The ECJ concluded that the provisions of the AFMP must be interpreted as to preclude a Member State from imposing a tax on unrealized gains, in effect an "exit tax", on the shares of an enterprise owned by an individual, which becomes due and payable upon said individual changing his residence from an EU Member State to Switzerland.
The AFMP does not prevent the application of the Double Taxation Agreement between Germany and Switzerland ("DTC"). Art. 13 para. 5 DTC allows for Germany to impose an exit tax if the shares of a German entity are sold by an individual who leaves Germany to become a Swiss resident. This provision would not however, apply with respect to the shares of a Swiss company, and that may be the reason why the Konstanz tax authorities invoked the AFMP in the first place.
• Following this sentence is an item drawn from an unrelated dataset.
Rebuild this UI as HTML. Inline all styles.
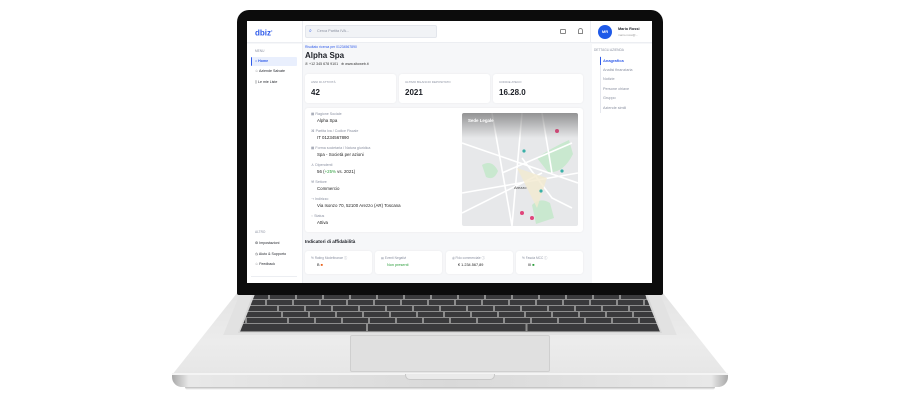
<!DOCTYPE html>
<html><head><meta charset="utf-8"><style>
*{margin:0;padding:0;box-sizing:border-box}
body{width:900px;height:400px;background:#fff;position:relative;overflow:hidden;font-family:"Liberation Sans",sans-serif;color:#1c1f26}
.a{position:absolute}
.bezel{left:237px;top:10px;width:426px;height:285px;background:#0c0c0c;border-radius:12px 12px 2px 2px}
.screen{left:247px;top:21px;width:405px;height:262px;background:#f6f7f9;overflow:hidden}
.t{position:absolute;white-space:nowrap;line-height:1}
.card{position:absolute;background:#fff;border-radius:3px;box-shadow:0 0 2px rgba(0,0,0,.06)}
.lab{font-size:3.6px;color:#8a90a0}
.val{font-size:4.4px;color:#222}
.row{position:absolute;left:0;width:420px;height:5px;background:repeating-linear-gradient(90deg,#3a3a3c 0 25px,#8d8d8d 25px 27px)}
</style></head><body>
<!-- base -->
<div class="a" style="left:172px;top:293px;width:556px;height:82px;background:linear-gradient(#e4e4e4,#ececec 60%,#e6e6e6);clip-path:polygon(11.7% 0,88.3% 0,100% 100%,0 100%)"></div>
<div class="a" style="left:180px;top:295px;width:540px;height:40px;background:#e2e2e2;clip-path:polygon(11% 0,89% 0,92% 100%,8% 100%)"></div>
<div class="a" style="left:238px;top:294px;width:424px;height:39px;background:#d6d6d6;clip-path:polygon(3.5% 0,96.5% 0,100% 100%,0 100%)"></div>
<div class="a" style="left:240px;top:295px;width:420px;height:37px;clip-path:polygon(3.5% 0,96.5% 0,100% 100%,0 100%);background:#8d8d8d;overflow:hidden">
 <div class="row" style="top:0;height:4px;background-position:3px 0"></div>
 <div class="row" style="top:5px;background-position:0 0"></div>
 <div class="row" style="top:11px;background-position:12px 0"></div>
 <div class="row" style="top:17px;background-position:16px 0"></div>
 <div class="row" style="top:23px;background-position:22px 0"></div>
 <div class="row" style="top:29px;height:7px;background:linear-gradient(90deg,#3a3a3c 0 30%,#8d8d8d 30% 30.5%,#3a3a3c 30.5% 68%,#8d8d8d 68% 68.5%,#3a3a3c 68.5%)"></div>
</div>
<div class="a" style="left:350px;top:335px;width:200px;height:37px;background:#e0e0e0;border:1px solid #cfcfcf;border-radius:2px"></div>
<div class="a" style="left:172px;top:373px;width:556px;height:14px;border-radius:2px 2px 10px 10px;background:linear-gradient(90deg,#a9a9a9,#e8e8e8 3%,#d9d9d9 50%,#e8e8e8 97%,#a9a9a9)"></div>
<div class="a" style="left:172px;top:373px;width:556px;height:2px;background:#f4f4f4"></div>
<div class="a" style="left:405px;top:374px;width:90px;height:6px;border-radius:0 0 5px 5px;background:#eaeaea;border:1px solid #c8c8c8;border-top:none"></div>
<div class="a" style="left:185px;top:387px;width:530px;height:3px;background:linear-gradient(#bbb,#fff);border-radius:0 0 20px 20px"></div>
<!-- bezel -->
<div class="a bezel"></div>
<div class="a screen">
 <div class="a" style="left:0;top:0;width:405px;height:22px;background:#fff;border-bottom:1px solid #eceef2"></div>
 <div class="t" style="left:8px;top:8px;font-size:8px;font-weight:bold;color:#2f5bea">dbiz<sup style="font-size:4px">•</sup></div>
 <div class="a" style="left:55px;top:0;width:1px;height:262px;background:#eceef2"></div>
 <div class="a" style="left:58px;top:4px;width:132px;height:13px;background:#f1f3f6;border:1px solid #e3e6ec;border-radius:2px"></div>
 <div class="t" style="left:62px;top:8px;font-size:5px;color:#2f5bea">⌕</div>
 <div class="t" style="left:70px;top:8.5px;font-size:3.8px;color:#8a90a0">Cerca Partita IVA...</div>
 <div class="a" style="left:313px;top:8px;width:6px;height:5px;border:0.7px solid #888;border-radius:1px"></div>
 <div class="a" style="left:331px;top:7px;width:5px;height:6px;border:0.7px solid #888;border-radius:3px 3px 0 0"></div>
 <div class="a" style="left:343px;top:0;width:1px;height:22px;background:#eceef2"></div>
 <div class="a" style="left:351px;top:4px;width:14px;height:14px;border-radius:50%;background:#1f5ae8;color:#fff;font-size:4px;font-weight:bold;text-align:center;line-height:14px">MR</div>
 <div class="t" style="left:371px;top:7px;font-size:3.8px;font-weight:bold">Mario Rossi</div>
 <div class="t" style="left:371px;top:12.5px;font-size:3px;color:#999">mario.rossi@...</div>
 <div class="a" style="left:0;top:23px;width:55px;height:239px;background:#fff"></div>
 <div class="t lab" style="left:8px;top:29px;font-size:3.2px">MENU</div>
 <div class="a" style="left:4px;top:36px;width:46px;height:9px;background:#e9effd;border-left:1px solid #2f5bea;border-radius:1px"></div>
 <div class="t" style="left:8px;top:38.5px;font-size:3.6px;color:#2f5bea;font-weight:bold">⌂ Home</div>
 <div class="t" style="left:8px;top:49px;font-size:3.6px">☆ Aziende Salvate</div>
 <div class="t" style="left:8px;top:60px;font-size:3.6px">▯ Le mie Liste</div>
 <div class="t lab" style="left:8px;top:210px;font-size:3.2px">ALTRO</div>
 <div class="t" style="left:8px;top:221px;font-size:3.6px">⚙ Impostazioni</div>
 <div class="t" style="left:8px;top:231.5px;font-size:3.6px">◷ Aiuto &amp; Supporto</div>
 <div class="t" style="left:8px;top:242px;font-size:3.6px">☆ Feedback</div>
 <div class="a" style="left:4px;top:255px;width:46px;height:1px;background:#eceef2"></div>
 <div class="a" style="left:345px;top:23px;width:60px;height:239px;background:#fff"></div>
 <div class="t lab" style="left:347px;top:28px;font-size:3.2px">DETTAGLI AZIENDA</div>
 <div class="a" style="left:353px;top:35px;width:1px;height:57px;background:#e6e8ee"></div>
 <div class="a" style="left:353px;top:36px;width:1px;height:8px;background:#2f5bea"></div>
 <div class="t" style="left:356px;top:38px;font-size:4px;color:#2f5bea;font-weight:bold">Anagrafica</div>
 <div class="t lab" style="left:356px;top:47.5px;font-size:3.8px">Analisi finanziaria</div>
 <div class="t lab" style="left:356px;top:57px;font-size:3.8px">Notizie</div>
 <div class="t lab" style="left:356px;top:66.5px;font-size:3.8px">Persone chiave</div>
 <div class="t lab" style="left:356px;top:76px;font-size:3.8px">Gruppo</div>
 <div class="t lab" style="left:356px;top:85.5px;font-size:3.8px">Aziende simili</div>
 <div class="t" style="left:58px;top:25px;font-size:3.4px;color:#2f5bea">Risultato ricerca per 01234567890</div>
 <div class="t" style="left:58px;top:31px;font-size:8px;font-weight:bold">Alpha Spa</div>
 <div class="t" style="left:58px;top:42px;font-size:3.6px;color:#333">✆ +12 345 678 9101 &nbsp; ⊕ www.sitoweb.it</div>
 <div class="card" style="left:58px;top:53px;width:91px;height:29px"></div>
 <div class="card" style="left:152px;top:53px;width:91px;height:29px"></div>
 <div class="card" style="left:246px;top:53px;width:90px;height:29px"></div>
 <div class="t lab" style="left:64px;top:60px;font-size:3px">ANNI DI ATTIVITÀ</div>
 <div class="t lab" style="left:158px;top:60px;font-size:3px">ULTIMO BILANCIO DEPOSITATO</div>
 <div class="t lab" style="left:252px;top:60px;font-size:3px">CODICE ATECO</div>
 <div class="t" style="left:64px;top:68px;font-size:8px;font-weight:bold">42</div>
 <div class="t" style="left:158px;top:68px;font-size:8px;font-weight:bold">2021</div>
 <div class="t" style="left:252px;top:68px;font-size:8px;font-weight:bold">16.28.0</div>
 <div class="card" style="left:58px;top:87px;width:278px;height:124px"></div>
 <div class="t lab" style="left:64px;top:92px">▦ Ragione Sociale</div><div class="t val" style="left:70px;top:98px">Alpha Spa</div>
 <div class="t lab" style="left:64px;top:109px">⌘ Partita Iva / Codice Fiscale</div><div class="t val" style="left:70px;top:115px">IT 01234567890</div>
 <div class="t lab" style="left:64px;top:126px">▦ Forma societaria / Natura giuridica</div><div class="t val" style="left:70px;top:132px">Spa - Società per azioni</div>
 <div class="t lab" style="left:64px;top:143px">♙ Dipendenti</div><div class="t val" style="left:70px;top:149px">56 (<span style="color:#2a9d3a">+25%</span> vs. 2021)</div>
 <div class="t lab" style="left:64px;top:160px">⚒ Settore</div><div class="t val" style="left:70px;top:166px">Commercio</div>
 <div class="t lab" style="left:64px;top:177px">⇢ Indirizzo</div><div class="t val" style="left:70px;top:183px">Via Isonzo 70, 52100 Arezzo (AR) Toscana</div>
 <div class="t lab" style="left:64px;top:194px">◌ Status</div><div class="t val" style="left:70px;top:200px">Attiva</div>
 <div class="a" style="left:215px;top:92px;width:116px;height:113px;background:#e7e8ea;overflow:hidden;border-radius:2px">
  <svg width="116" height="113" style="position:absolute;left:0;top:0">
   <path d="M20 52 q10 -6 16 6 q-4 10 -12 6z" fill="#c9e8cf"/>
   <path d="M75 45 q14-10 32-18 l4 14 q-10 20 -25 18z" fill="#c9e8cf"/>
   <path d="M70 92 q8 -8 18 -2 l4 15 -18 6z" fill="#c9e8cf"/>
   <path d="M60 45 l30 40 20 10 M40 60 l70 -30 M0 30 l116 40 M30 0 l20 113 M0 80 l116 -20 M60 0 l-10 113 M80 0 l10 60 M0 100 l80 -40" stroke="#fff" stroke-width="1.6" fill="none"/>
   <path d="M55 55 l30 10 l-10 30 z" fill="#f3ead0" opacity=".8"/>
   <circle cx="95" cy="18" r="2" fill="#e0457b"/><circle cx="60" cy="100" r="2" fill="#e0457b"/><circle cx="70" cy="105" r="2" fill="#e0457b"/>
   <circle cx="62" cy="38" r="1.6" fill="#3ab0a8"/><circle cx="79" cy="78" r="1.6" fill="#3ab0a8"/><circle cx="100" cy="58" r="1.6" fill="#3ab0a8"/>
   <text x="52" y="76" font-size="4" font-family="Liberation Sans" fill="#444">Arezzo</text>
  </svg>
  <div class="a" style="left:0;top:0;width:116px;height:25px;background:linear-gradient(rgba(90,90,90,.6),rgba(90,90,90,0))"></div>
  <div class="t" style="left:6px;top:6px;font-size:4.4px;color:#fff;font-weight:bold">Sede Legale</div>
 </div>
 <div class="t" style="left:58px;top:219px;font-size:4.6px;font-weight:bold">Indicatori di affidabilità</div>
 <div class="card" style="left:58px;top:230px;width:67px;height:23px"></div>
 <div class="card" style="left:128px;top:230px;width:67px;height:23px"></div>
 <div class="card" style="left:199px;top:230px;width:67px;height:23px"></div>
 <div class="card" style="left:269px;top:230px;width:67px;height:23px"></div>
 <div class="t lab" style="left:64px;top:236px;font-size:3.2px">% Rating Modefinance ⓘ</div><div class="t val" style="left:70px;top:243px;font-size:3.8px">B <span style="color:#e8641f">■</span></div>
 <div class="t lab" style="left:134px;top:236px;font-size:3.2px">▤ Eventi Negativi</div><div class="t val" style="left:140px;top:243px;font-size:3.8px;color:#2a9d3a">Non presenti</div>
 <div class="t lab" style="left:205px;top:236px;font-size:3.2px">⇶ Fido commerciale ⓘ</div><div class="t val" style="left:211px;top:243px;font-size:3.8px">€ 1.234.567,89</div>
 <div class="t lab" style="left:275px;top:236px;font-size:3.2px">% Fascia MCC ⓘ</div><div class="t val" style="left:281px;top:243px;font-size:3.8px">III <span style="color:#2a9d3a">■</span></div>
</div>
</body></html>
The Wächtler decision has far-reaching effects in Switzerland's favor. The taxation of unrealized gains (on shares owned by EU residents) imposed on those who want to move to another country – or, as in case of the U.S., on individuals who want to give up U.S. citizenship – are major obstacles preventing these individuals from exercising their right to personal freedom. Although the Wächtler decision only refers to an enterprise situated in Switzerland, and thus in the host country, it is fair to assume that it will also be applicable mutatis mutandis with respect to an enterprise situated within an EU Member State that the individual is about to leave. What is beyond the scope of Wächtler is a triangular situation in which the enterprise is residing in a third country, but the country of original residence would have retained the right to tax such capital gain once realized.
The Wächtler decision is important because Switzerland has been given a status comparable to one of an EU Member State in matters of avoiding exit taxes. Finally, it is notable that the ECJ is the only court having jurisdiction over the matter, and that neither the EFTA Court nor any Swiss court would have had jurisdiction over the subject matter dealt with by the ECJ.